====== Entries supplied

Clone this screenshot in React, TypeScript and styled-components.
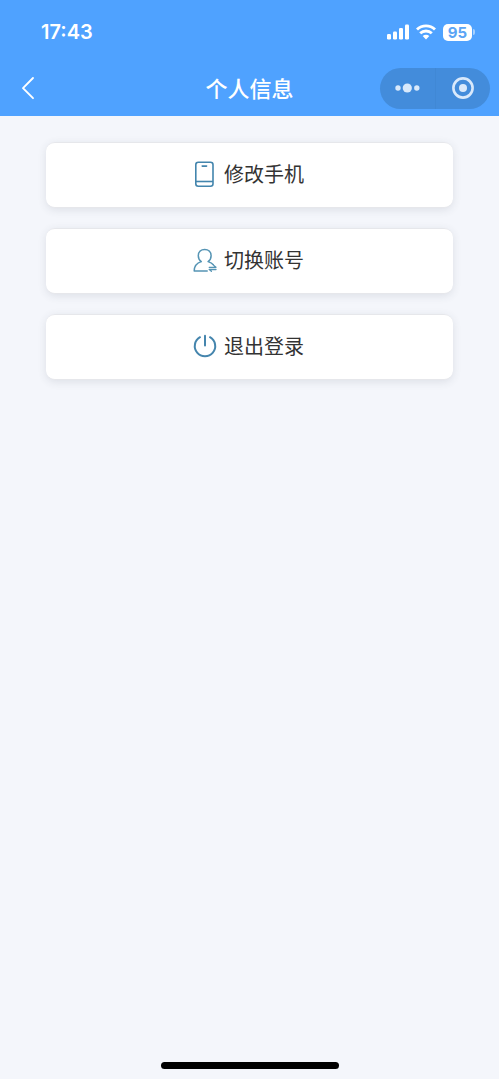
import React from "react";
import styled, { createGlobalStyle } from "styled-components";

const GlobalStyle = createGlobalStyle`
  * { box-sizing: border-box; }
  body {
    margin: 0;
    background: #f4f6fb;
    font-family: "Liberation Sans", "Noto Sans CJK SC", sans-serif;
  }
`;

const Screen = styled.div`
  display: flex;
  flex-direction: column;
  min-height: 100vh;
`;

const Header = styled.header`
  background: #4fa2ff;
  color: #fff;
`;

const StatusBar = styled.div`
  display: flex;
  align-items: center;
  justify-content: space-between;
  height: 60px;
  padding: 4px 24px 0 41px;
`;

const Clock = styled.time`
  font: 600 20px/24px Inter, sans-serif;
`;

const StatusIcons = styled.div`
  display: flex;
  align-items: center;
  gap: 7px;
`;

const Battery = styled.div`
  display: flex;
  align-items: center;
  gap: 1px;
`;

const BatteryLevel = styled.span`
  width: 29px;
  border-radius: 5px;
  background: #fff;
  color: #5ba5f5;
  font: 700 15px/17px Inter, sans-serif;
  text-align: center;
`;

const BatteryTip = styled.span`
  width: 2px;
  height: 6px;
  border-radius: 0 2px 2px 0;
  background: #a5d0ff;
`;

const NavBar = styled.div`
  display: grid;
  grid-template-columns: 1fr auto 1fr;
  align-items: center;
  height: 56px;
  padding: 0 9px;
`;

const IconButton = styled.button`
  display: flex;
  align-items: center;
  justify-content: center;
  width: 38px;
  height: 40px;
  padding: 0;
  border: 0;
  background: none;
  color: inherit;
  cursor: pointer;
`;

const Title = styled.h1`
  margin: 0;
  padding-bottom: 2px;
  font: 500 22px/32px "Noto Sans CJK SC", sans-serif;
`;

const Capsule = styled.div`
  display: flex;
  justify-self: end;
  width: 110px;
  height: 41px;
  border-radius: 21px;
  background: #438cdb;
  color: #d9e9fb;
`;

const CapsuleButton = styled(IconButton)`
  flex: 1;
  height: 100%;

  & + & {
    border-left: 1px solid #4088d5;
  }
`;

const Actions = styled.main`
  display: flex;
  flex: 1;
  flex-direction: column;
  gap: 20px;
  padding: 26px 46px;
`;

const ActionCard = styled.button`
  display: flex;
  align-items: center;
  justify-content: center;
  gap: 7px;
  height: 66px;
  padding: 0 2px 2px 0;
  border: 1px solid #e6e7eb;
  border-width: 1px 0;
  border-radius: 9px;
  background: #fff;
  box-shadow: 0 2px 8px rgba(60, 65, 80, 0.12);
  color: #333;
  font: 400 20px/30px "Noto Sans CJK SC", sans-serif;
  cursor: pointer;
`;

const HomeArea = styled.footer`
  display: flex;
  justify-content: center;
  padding-bottom: 10px;
`;

const HomeIndicator = styled.div`
  width: 178px;
  height: 7px;
  border-radius: 4px;
  background: #000;
`;

const SignalIcon = () => (
  <svg width="22" height="16" viewBox="0 0 22 16" fill="#fff" aria-hidden="true">
    <rect x="0" y="10" width="4" height="5.5" rx="1.2" />
    <rect x="6" y="7.5" width="4" height="8" rx="1.2" />
    <rect x="12" y="4" width="4" height="11.5" rx="1.2" />
    <rect x="18" y="0.5" width="4" height="15" rx="1.2" />
  </svg>
);

const WifiIcon = () => (
  <svg width="20" height="16" viewBox="0 0 20 16" fill="none" stroke="#fff" strokeWidth="2.9" aria-hidden="true">
    <path d="M1 5.5C6 0.6 14 0.6 19 5.5" />
    <path d="M4.2 9.3C7.4 6.3 12.6 6.3 15.8 9.3" />
    <path d="M10 15.4L6.7 12.1C8.5 10.4 11.5 10.4 13.3 12.1Z" fill="#fff" stroke="none" />
  </svg>
);

const BackIcon = () => (
  <svg width="24" height="24" viewBox="0 0 24 24" fill="none" stroke="currentColor" strokeWidth="1.9" strokeLinecap="round" strokeLinejoin="round" aria-hidden="true">
    <path d="M17 2L7 12.2L17 22.2" />
  </svg>
);

const MoreIcon = () => (
  <svg width="26" height="12" viewBox="0 0 26 12" fill="currentColor" aria-hidden="true">
    <circle cx="4" cy="6" r="2.7" />
    <circle cx="13.3" cy="6" r="4.6" />
    <circle cx="22.8" cy="6" r="2.7" />
  </svg>
);

const CloseIcon = () => (
  <svg width="24" height="24" viewBox="0 0 24 24" aria-hidden="true">
    <circle cx="12" cy="12" r="9.6" fill="none" stroke="currentColor" strokeWidth="2.6" />
    <circle cx="12" cy="12" r="4" fill="currentColor" />
  </svg>
);

const PhoneIcon = () => (
  <svg width="24" height="28" viewBox="0 0 24 28" fill="none" stroke="#4385ad" strokeWidth="1.6" aria-hidden="true">
    <rect x="2.8" y="2.3" width="17.2" height="24" rx="2.5" />
    <path d="M2.8 21.5H20" />
    <path d="M9.2 6.1H13.6" strokeLinecap="round" />
  </svg>
);

const SwitchUserIcon = () => (
  <svg width="24" height="26" viewBox="0 0 24 26" fill="none" stroke="#5594b4" strokeWidth="1.5" strokeLinecap="round" strokeLinejoin="round" aria-hidden="true">
    <path d="M14.2 24H1.2C1.2 19.2 3.6 16 8.3 14.6C6.4 13.3 5.3 11.3 5.3 8.7C5.3 4.8 8 2.4 11.7 2.4S18.1 4.8 18.1 8.7C18.1 11.3 17 13.3 15.1 14.6C17.4 15.3 19.2 16.3 20.3 17.7" />
    <path d="M16.2 20.3H23L20.8 18.5M23 22.5H16.2L18.4 24.3" strokeWidth="1.3" />
  </svg>
);

const PowerIcon = () => (
  <svg width="24" height="26" viewBox="0 0 24 26" fill="none" stroke="#4585ad" strokeWidth="2" strokeLinecap="round" aria-hidden="true">
    <path d="M7 4.2A10.2 10.2 0 1 0 17 4.2" />
    <path d="M12 2.7V12.5" />
  </svg>
);

const actions = [
  { label: "修改手机", Icon: PhoneIcon },
  { label: "切换账号", Icon: SwitchUserIcon },
  { label: "退出登录", Icon: PowerIcon },
];

export default function App() {
  return (
    <Screen>
      <GlobalStyle />
      <Header>
        <StatusBar>
          <Clock>17:43</Clock>
          <StatusIcons>
            <SignalIcon />
            <WifiIcon />
            <Battery>
              <BatteryLevel>95</BatteryLevel>
              <BatteryTip />
            </Battery>
          </StatusIcons>
        </StatusBar>
        <NavBar>
          <IconButton type="button" aria-label="返回">
            <BackIcon />
          </IconButton>
          <Title>个人信息</Title>
          <Capsule>
            <CapsuleButton type="button" aria-label="更多">
              <MoreIcon />
            </CapsuleButton>
            <CapsuleButton type="button" aria-label="关闭">
              <CloseIcon />
            </CapsuleButton>
          </Capsule>
        </NavBar>
      </Header>
      <Actions>
        {actions.map(({ label, Icon }) => (
          <ActionCard key={label} type="button">
            <Icon />
            {label}
          </ActionCard>
        ))}
      </Actions>
      <HomeArea>
        <HomeIndicator />
      </HomeArea>
    </Screen>
  );
}
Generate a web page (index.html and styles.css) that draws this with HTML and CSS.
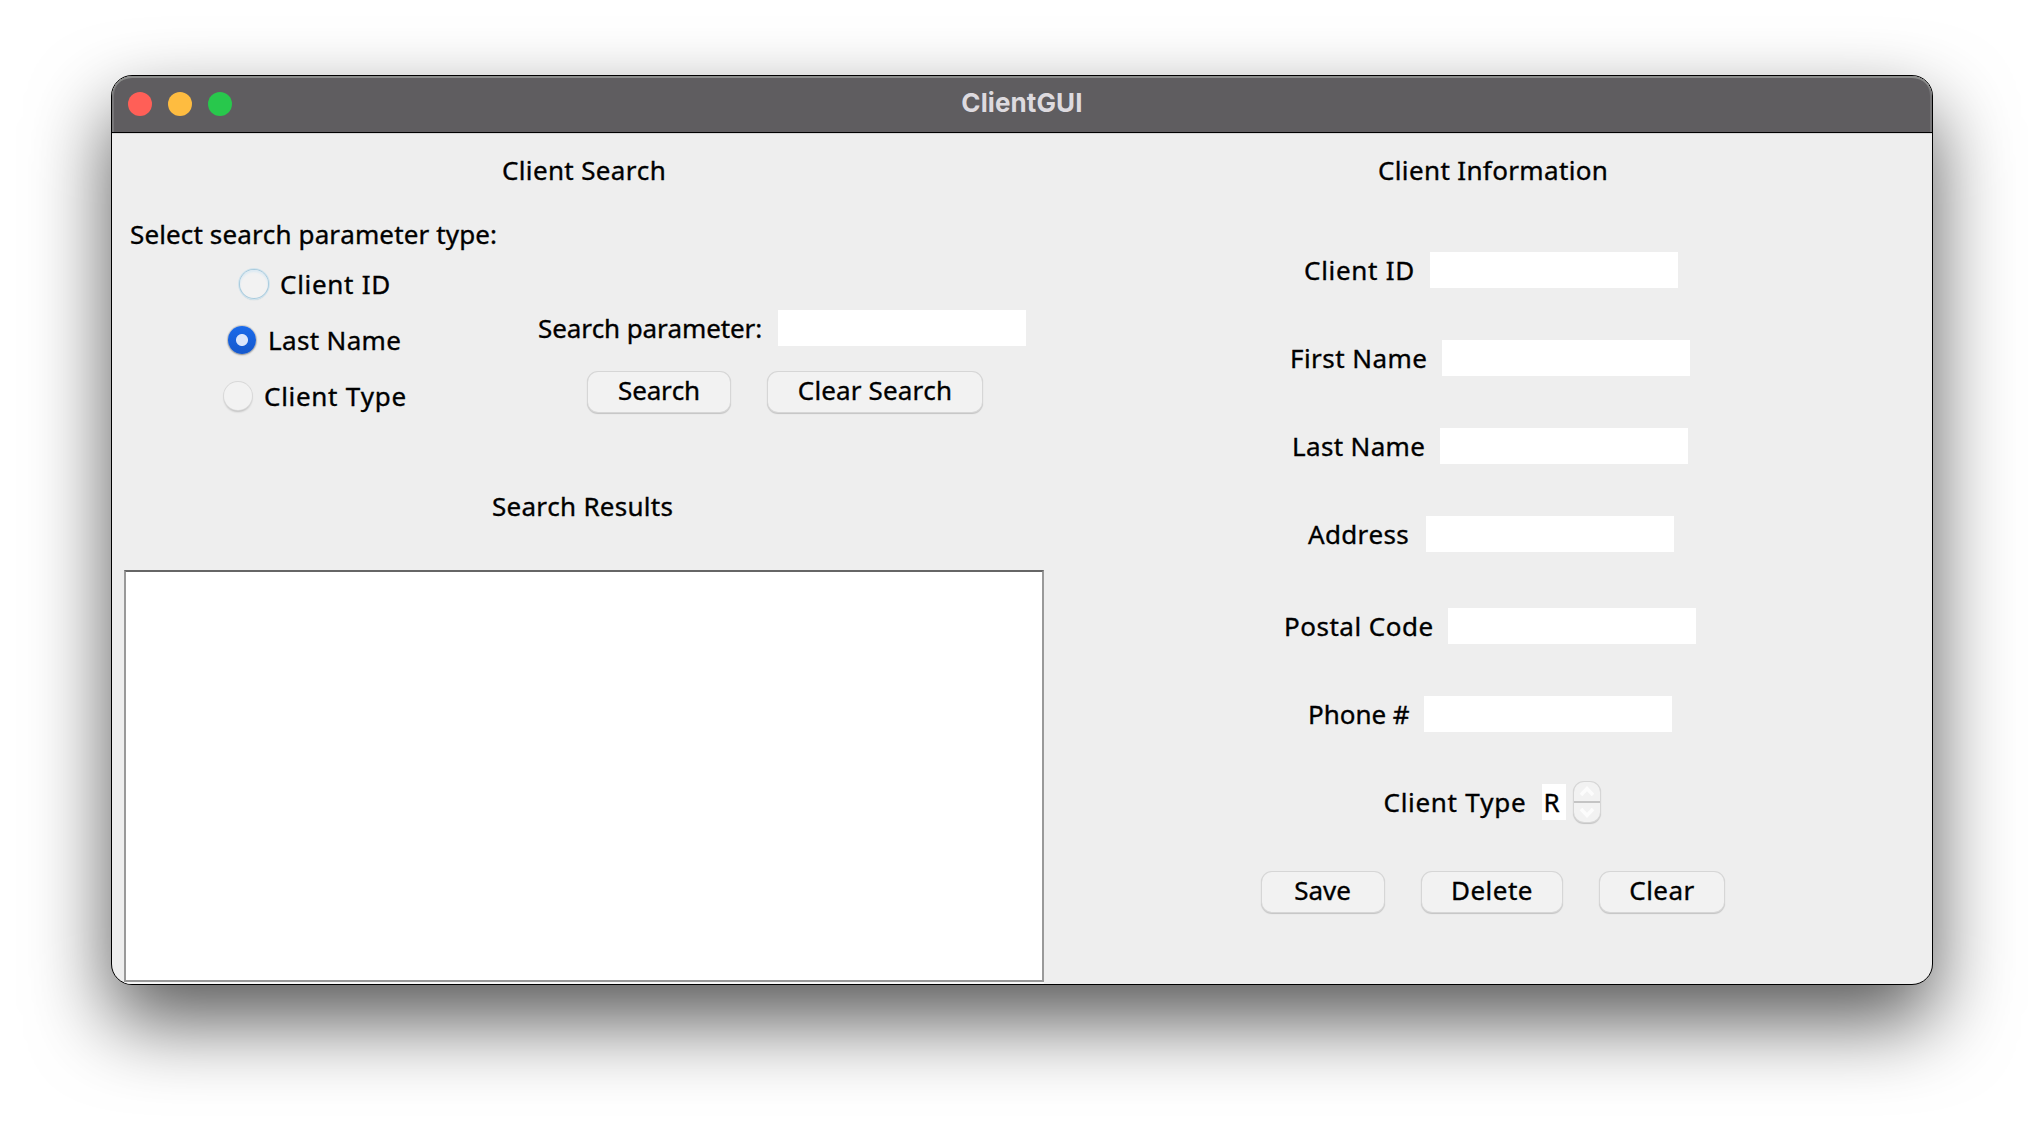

============

Goal:
The entries above should be reproduced exactly, without their pictures.

Expected output:
Clone this screenshot in React, TypeScript and styled-components.
import React from "react";
import styled, { createGlobalStyle } from "styled-components";

const GlobalStyle = createGlobalStyle`
  * { box-sizing: border-box; }
  body {
    margin: 0;
    background: #f4f6fb;
    font-family: "Liberation Sans", "Noto Sans CJK SC", sans-serif;
  }
`;

const Screen = styled.div`
  display: flex;
  flex-direction: column;
  min-height: 100vh;
`;

const Header = styled.header`
  background: #4fa2ff;
  color: #fff;
`;

const StatusBar = styled.div`
  display: flex;
  align-items: center;
  justify-content: space-between;
  height: 60px;
  padding: 4px 24px 0 41px;
`;

const Clock = styled.time`
  font: 600 20px/24px Inter, sans-serif;
`;

const StatusIcons = styled.div`
  display: flex;
  align-items: center;
  gap: 7px;
`;

const Battery = styled.div`
  display: flex;
  align-items: center;
  gap: 1px;
`;

const BatteryLevel = styled.span`
  width: 29px;
  border-radius: 5px;
  background: #fff;
  color: #5ba5f5;
  font: 700 15px/17px Inter, sans-serif;
  text-align: center;
`;

const BatteryTip = styled.span`
  width: 2px;
  height: 6px;
  border-radius: 0 2px 2px 0;
  background: #a5d0ff;
`;

const NavBar = styled.div`
  display: grid;
  grid-template-columns: 1fr auto 1fr;
  align-items: center;
  height: 56px;
  padding: 0 9px;
`;

const IconButton = styled.button`
  display: flex;
  align-items: center;
  justify-content: center;
  width: 38px;
  height: 40px;
  padding: 0;
  border: 0;
  background: none;
  color: inherit;
  cursor: pointer;
`;

const Title = styled.h1`
  margin: 0;
  padding-bottom: 2px;
  font: 500 22px/32px "Noto Sans CJK SC", sans-serif;
`;

const Capsule = styled.div`
  display: flex;
  justify-self: end;
  width: 110px;
  height: 41px;
  border-radius: 21px;
  background: #438cdb;
  color: #d9e9fb;
`;

const CapsuleButton = styled(IconButton)`
  flex: 1;
  height: 100%;

  & + & {
    border-left: 1px solid #4088d5;
  }
`;

const Actions = styled.main`
  display: flex;
  flex: 1;
  flex-direction: column;
  gap: 20px;
  padding: 26px 46px;
`;

const ActionCard = styled.button`
  display: flex;
  align-items: center;
  justify-content: center;
  gap: 7px;
  height: 66px;
  padding: 0 2px 2px 0;
  border: 1px solid #e6e7eb;
  border-width: 1px 0;
  border-radius: 9px;
  background: #fff;
  box-shadow: 0 2px 8px rgba(60, 65, 80, 0.12);
  color: #333;
  font: 400 20px/30px "Noto Sans CJK SC", sans-serif;
  cursor: pointer;
`;

const HomeArea = styled.footer`
  display: flex;
  justify-content: center;
  padding-bottom: 10px;
`;

const HomeIndicator = styled.div`
  width: 178px;
  height: 7px;
  border-radius: 4px;
  background: #000;
`;

const SignalIcon = () => (
  <svg width="22" height="16" viewBox="0 0 22 16" fill="#fff" aria-hidden="true">
    <rect x="0" y="10" width="4" height="5.5" rx="1.2" />
    <rect x="6" y="7.5" width="4" height="8" rx="1.2" />
    <rect x="12" y="4" width="4" height="11.5" rx="1.2" />
    <rect x="18" y="0.5" width="4" height="15" rx="1.2" />
  </svg>
);

const WifiIcon = () => (
  <svg width="20" height="16" viewBox="0 0 20 16" fill="none" stroke="#fff" strokeWidth="2.9" aria-hidden="true">
    <path d="M1 5.5C6 0.6 14 0.6 19 5.5" />
    <path d="M4.2 9.3C7.4 6.3 12.6 6.3 15.8 9.3" />
    <path d="M10 15.4L6.7 12.1C8.5 10.4 11.5 10.4 13.3 12.1Z" fill="#fff" stroke="none" />
  </svg>
);

const BackIcon = () => (
  <svg width="24" height="24" viewBox="0 0 24 24" fill="none" stroke="currentColor" strokeWidth="1.9" strokeLinecap="round" strokeLinejoin="round" aria-hidden="true">
    <path d="M17 2L7 12.2L17 22.2" />
  </svg>
);

const MoreIcon = () => (
  <svg width="26" height="12" viewBox="0 0 26 12" fill="currentColor" aria-hidden="true">
    <circle cx="4" cy="6" r="2.7" />
    <circle cx="13.3" cy="6" r="4.6" />
    <circle cx="22.8" cy="6" r="2.7" />
  </svg>
);

const CloseIcon = () => (
  <svg width="24" height="24" viewBox="0 0 24 24" aria-hidden="true">
    <circle cx="12" cy="12" r="9.6" fill="none" stroke="currentColor" strokeWidth="2.6" />
    <circle cx="12" cy="12" r="4" fill="currentColor" />
  </svg>
);

const PhoneIcon = () => (
  <svg width="24" height="28" viewBox="0 0 24 28" fill="none" stroke="#4385ad" strokeWidth="1.6" aria-hidden="true">
    <rect x="2.8" y="2.3" width="17.2" height="24" rx="2.5" />
    <path d="M2.8 21.5H20" />
    <path d="M9.2 6.1H13.6" strokeLinecap="round" />
  </svg>
);

const SwitchUserIcon = () => (
  <svg width="24" height="26" viewBox="0 0 24 26" fill="none" stroke="#5594b4" strokeWidth="1.5" strokeLinecap="round" strokeLinejoin="round" aria-hidden="true">
    <path d="M14.2 24H1.2C1.2 19.2 3.6 16 8.3 14.6C6.4 13.3 5.3 11.3 5.3 8.7C5.3 4.8 8 2.4 11.7 2.4S18.1 4.8 18.1 8.7C18.1 11.3 17 13.3 15.1 14.6C17.4 15.3 19.2 16.3 20.3 17.7" />
    <path d="M16.2 20.3H23L20.8 18.5M23 22.5H16.2L18.4 24.3" strokeWidth="1.3" />
  </svg>
);

const PowerIcon = () => (
  <svg width="24" height="26" viewBox="0 0 24 26" fill="none" stroke="#4585ad" strokeWidth="2" strokeLinecap="round" aria-hidden="true">
    <path d="M7 4.2A10.2 10.2 0 1 0 17 4.2" />
    <path d="M12 2.7V12.5" />
  </svg>
);

const actions = [
  { label: "修改手机", Icon: PhoneIcon },
  { label: "切换账号", Icon: SwitchUserIcon },
  { label: "退出登录", Icon: PowerIcon },
];

export default function App() {
  return (
    <Screen>
      <GlobalStyle />
      <Header>
        <StatusBar>
          <Clock>17:43</Clock>
          <StatusIcons>
            <SignalIcon />
            <WifiIcon />
            <Battery>
              <BatteryLevel>95</BatteryLevel>
              <BatteryTip />
            </Battery>
          </StatusIcons>
        </StatusBar>
        <NavBar>
          <IconButton type="button" aria-label="返回">
            <BackIcon />
          </IconButton>
          <Title>个人信息</Title>
          <Capsule>
            <CapsuleButton type="button" aria-label="更多">
              <MoreIcon />
            </CapsuleButton>
            <CapsuleButton type="button" aria-label="关闭">
              <CloseIcon />
            </CapsuleButton>
          </Capsule>
        </NavBar>
      </Header>
      <Actions>
        {actions.map(({ label, Icon }) => (
          <ActionCard key={label} type="button">
            <Icon />
            {label}
          </ActionCard>
        ))}
      </Actions>
      <HomeArea>
        <HomeIndicator />
      </HomeArea>
    </Screen>
  );
}
Generate a web page (index.html and styles.css) that draws this with HTML and CSS.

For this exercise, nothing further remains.